> [Objective]:
Identify every line in the records below that contains the word "styled", and copy each of those lines.

> [The data]:
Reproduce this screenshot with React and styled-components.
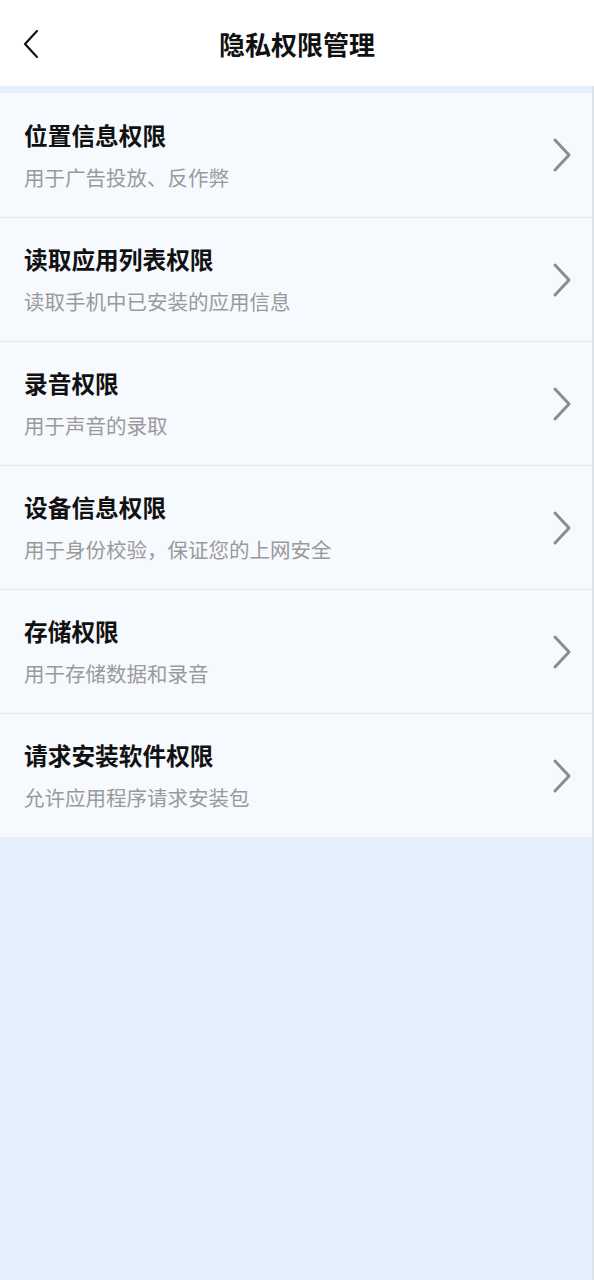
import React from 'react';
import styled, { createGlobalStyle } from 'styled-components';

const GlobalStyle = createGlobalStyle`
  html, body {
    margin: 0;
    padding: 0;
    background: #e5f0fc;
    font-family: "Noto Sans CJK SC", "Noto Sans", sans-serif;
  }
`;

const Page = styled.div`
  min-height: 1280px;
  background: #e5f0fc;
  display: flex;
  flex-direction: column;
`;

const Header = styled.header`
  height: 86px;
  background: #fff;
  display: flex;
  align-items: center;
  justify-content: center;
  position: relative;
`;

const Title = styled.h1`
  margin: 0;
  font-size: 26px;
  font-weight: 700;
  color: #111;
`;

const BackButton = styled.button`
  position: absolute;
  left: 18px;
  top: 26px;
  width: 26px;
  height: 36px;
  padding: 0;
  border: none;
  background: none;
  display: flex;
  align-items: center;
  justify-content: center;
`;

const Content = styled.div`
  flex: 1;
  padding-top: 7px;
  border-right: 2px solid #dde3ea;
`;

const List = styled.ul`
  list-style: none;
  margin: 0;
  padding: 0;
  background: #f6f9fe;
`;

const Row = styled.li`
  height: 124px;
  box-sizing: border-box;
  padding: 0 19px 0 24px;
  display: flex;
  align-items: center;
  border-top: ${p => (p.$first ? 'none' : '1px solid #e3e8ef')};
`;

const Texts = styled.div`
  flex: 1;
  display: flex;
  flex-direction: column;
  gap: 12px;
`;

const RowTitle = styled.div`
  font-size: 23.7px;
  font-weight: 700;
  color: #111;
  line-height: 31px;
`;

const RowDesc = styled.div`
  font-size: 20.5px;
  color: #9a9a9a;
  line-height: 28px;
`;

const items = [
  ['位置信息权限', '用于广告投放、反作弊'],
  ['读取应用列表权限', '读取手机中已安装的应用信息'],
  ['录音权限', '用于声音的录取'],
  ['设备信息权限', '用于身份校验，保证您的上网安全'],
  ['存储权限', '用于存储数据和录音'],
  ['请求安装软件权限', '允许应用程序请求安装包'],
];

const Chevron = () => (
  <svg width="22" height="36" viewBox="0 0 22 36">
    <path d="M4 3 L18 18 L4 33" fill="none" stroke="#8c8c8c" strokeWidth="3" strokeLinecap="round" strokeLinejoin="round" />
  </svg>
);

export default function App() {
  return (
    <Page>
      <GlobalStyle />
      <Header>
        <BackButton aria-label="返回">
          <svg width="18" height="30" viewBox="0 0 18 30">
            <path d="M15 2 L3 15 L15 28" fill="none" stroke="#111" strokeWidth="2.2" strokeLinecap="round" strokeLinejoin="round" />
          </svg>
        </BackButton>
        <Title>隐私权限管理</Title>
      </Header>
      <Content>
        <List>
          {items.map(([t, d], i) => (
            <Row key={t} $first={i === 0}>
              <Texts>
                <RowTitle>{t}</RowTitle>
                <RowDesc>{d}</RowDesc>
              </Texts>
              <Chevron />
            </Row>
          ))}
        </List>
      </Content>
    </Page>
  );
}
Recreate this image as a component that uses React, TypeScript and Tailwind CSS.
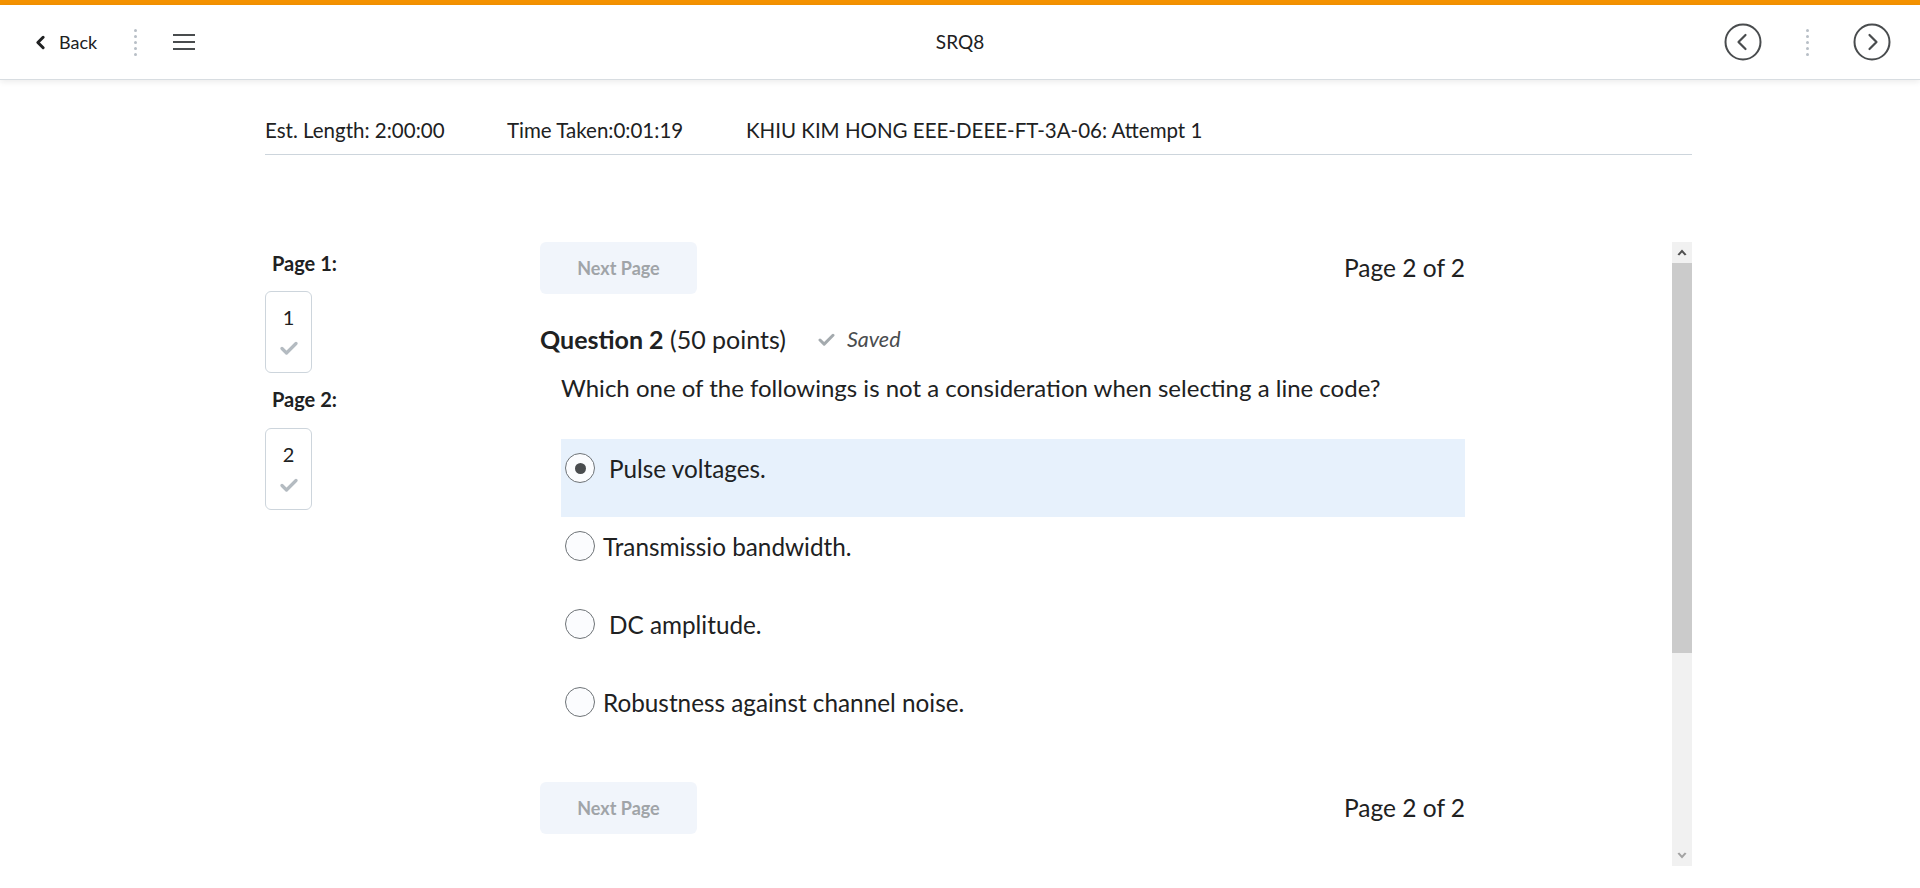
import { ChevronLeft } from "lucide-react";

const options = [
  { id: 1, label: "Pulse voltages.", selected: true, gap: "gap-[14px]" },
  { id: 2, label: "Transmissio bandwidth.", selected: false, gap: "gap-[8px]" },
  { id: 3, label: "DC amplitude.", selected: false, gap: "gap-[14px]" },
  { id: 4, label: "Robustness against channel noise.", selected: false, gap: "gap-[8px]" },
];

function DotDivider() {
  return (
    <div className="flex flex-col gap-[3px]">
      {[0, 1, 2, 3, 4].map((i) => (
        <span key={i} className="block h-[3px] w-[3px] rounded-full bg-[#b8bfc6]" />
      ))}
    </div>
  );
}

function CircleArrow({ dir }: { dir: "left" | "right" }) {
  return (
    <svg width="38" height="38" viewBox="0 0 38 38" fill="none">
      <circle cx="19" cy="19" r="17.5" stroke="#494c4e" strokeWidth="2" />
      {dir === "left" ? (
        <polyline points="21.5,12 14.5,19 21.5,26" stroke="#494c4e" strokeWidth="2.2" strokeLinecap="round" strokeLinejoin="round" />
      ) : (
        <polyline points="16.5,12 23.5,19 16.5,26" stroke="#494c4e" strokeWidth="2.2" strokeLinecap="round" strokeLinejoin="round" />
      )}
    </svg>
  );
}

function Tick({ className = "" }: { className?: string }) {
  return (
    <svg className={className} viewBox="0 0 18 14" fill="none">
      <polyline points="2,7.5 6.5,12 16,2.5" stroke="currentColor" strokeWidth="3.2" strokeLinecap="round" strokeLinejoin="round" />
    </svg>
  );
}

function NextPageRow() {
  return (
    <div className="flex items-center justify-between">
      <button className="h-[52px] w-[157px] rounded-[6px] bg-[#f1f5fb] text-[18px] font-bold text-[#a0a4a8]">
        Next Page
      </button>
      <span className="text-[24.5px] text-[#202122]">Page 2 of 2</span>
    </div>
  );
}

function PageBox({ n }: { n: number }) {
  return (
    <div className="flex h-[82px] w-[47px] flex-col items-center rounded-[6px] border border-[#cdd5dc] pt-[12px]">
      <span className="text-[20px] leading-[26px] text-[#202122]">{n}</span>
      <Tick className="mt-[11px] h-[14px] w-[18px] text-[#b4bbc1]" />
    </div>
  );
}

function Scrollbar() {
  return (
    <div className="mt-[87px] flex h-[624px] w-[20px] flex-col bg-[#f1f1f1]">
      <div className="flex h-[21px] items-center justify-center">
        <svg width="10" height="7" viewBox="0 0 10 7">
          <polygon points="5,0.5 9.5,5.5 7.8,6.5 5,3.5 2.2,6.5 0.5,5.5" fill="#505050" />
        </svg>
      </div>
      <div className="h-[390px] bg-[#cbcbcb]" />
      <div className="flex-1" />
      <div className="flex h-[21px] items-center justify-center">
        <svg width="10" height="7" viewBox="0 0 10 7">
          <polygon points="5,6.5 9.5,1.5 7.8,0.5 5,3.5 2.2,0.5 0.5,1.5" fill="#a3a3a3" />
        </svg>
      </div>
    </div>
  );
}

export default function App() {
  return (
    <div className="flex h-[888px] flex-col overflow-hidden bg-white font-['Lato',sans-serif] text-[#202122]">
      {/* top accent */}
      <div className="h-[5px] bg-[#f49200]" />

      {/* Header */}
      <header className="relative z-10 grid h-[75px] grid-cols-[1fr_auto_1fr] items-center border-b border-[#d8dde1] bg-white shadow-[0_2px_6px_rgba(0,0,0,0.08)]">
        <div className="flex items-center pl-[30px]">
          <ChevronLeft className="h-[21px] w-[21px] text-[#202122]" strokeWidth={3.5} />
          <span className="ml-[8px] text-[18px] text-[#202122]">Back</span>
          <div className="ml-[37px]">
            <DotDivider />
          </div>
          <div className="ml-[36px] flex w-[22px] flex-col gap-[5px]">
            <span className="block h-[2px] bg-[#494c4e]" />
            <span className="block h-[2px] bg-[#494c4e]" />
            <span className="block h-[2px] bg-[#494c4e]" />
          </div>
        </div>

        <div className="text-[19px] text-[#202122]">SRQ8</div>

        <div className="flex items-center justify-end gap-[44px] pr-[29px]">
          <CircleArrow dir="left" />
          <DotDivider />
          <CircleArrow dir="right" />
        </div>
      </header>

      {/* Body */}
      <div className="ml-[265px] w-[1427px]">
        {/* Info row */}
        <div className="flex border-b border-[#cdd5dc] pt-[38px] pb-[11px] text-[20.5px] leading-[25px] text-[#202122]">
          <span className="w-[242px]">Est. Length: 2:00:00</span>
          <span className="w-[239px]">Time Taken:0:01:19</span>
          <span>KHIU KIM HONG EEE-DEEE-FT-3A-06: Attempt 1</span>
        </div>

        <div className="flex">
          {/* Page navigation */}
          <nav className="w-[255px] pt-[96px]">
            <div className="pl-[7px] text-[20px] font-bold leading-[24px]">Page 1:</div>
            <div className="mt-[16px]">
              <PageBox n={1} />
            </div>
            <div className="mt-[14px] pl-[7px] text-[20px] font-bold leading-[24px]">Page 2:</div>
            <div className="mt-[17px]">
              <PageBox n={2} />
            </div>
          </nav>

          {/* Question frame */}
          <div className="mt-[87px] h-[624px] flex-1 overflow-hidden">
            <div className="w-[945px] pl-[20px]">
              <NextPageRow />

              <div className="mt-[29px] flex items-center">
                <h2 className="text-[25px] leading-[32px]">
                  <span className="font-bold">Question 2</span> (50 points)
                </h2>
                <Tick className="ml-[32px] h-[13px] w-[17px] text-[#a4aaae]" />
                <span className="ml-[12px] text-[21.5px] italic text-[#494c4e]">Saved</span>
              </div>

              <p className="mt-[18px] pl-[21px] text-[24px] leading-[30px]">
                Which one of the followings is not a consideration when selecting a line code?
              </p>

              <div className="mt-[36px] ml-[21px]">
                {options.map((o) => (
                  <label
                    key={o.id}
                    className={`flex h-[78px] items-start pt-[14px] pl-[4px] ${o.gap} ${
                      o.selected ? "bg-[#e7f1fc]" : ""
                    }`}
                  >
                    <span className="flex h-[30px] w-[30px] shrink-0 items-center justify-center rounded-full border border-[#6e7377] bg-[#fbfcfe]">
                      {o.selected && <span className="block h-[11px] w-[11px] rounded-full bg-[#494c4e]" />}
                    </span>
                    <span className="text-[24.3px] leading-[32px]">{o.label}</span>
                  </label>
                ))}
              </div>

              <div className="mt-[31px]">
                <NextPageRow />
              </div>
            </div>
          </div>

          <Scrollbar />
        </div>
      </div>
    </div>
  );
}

---

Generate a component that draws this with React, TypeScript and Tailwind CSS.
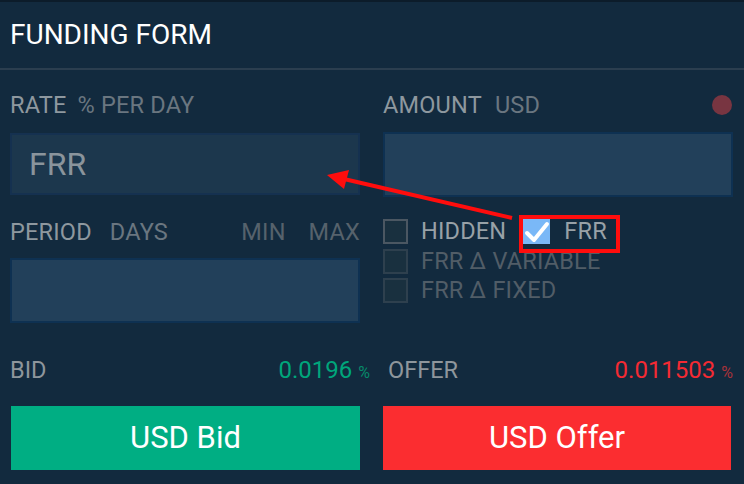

> [Result of the exercise]:
Reproduce this screenshot with React and styled-components.
import styled, { createGlobalStyle } from 'styled-components';
const Page = styled.div`
const Header = styled.header`
const Title = styled.h1`
const BackButton = styled.button`
const Content = styled.div`
const List = styled.ul`
const Row = styled.li`
const Texts = styled.div`
const RowTitle = styled.div`
const RowDesc = styled.div`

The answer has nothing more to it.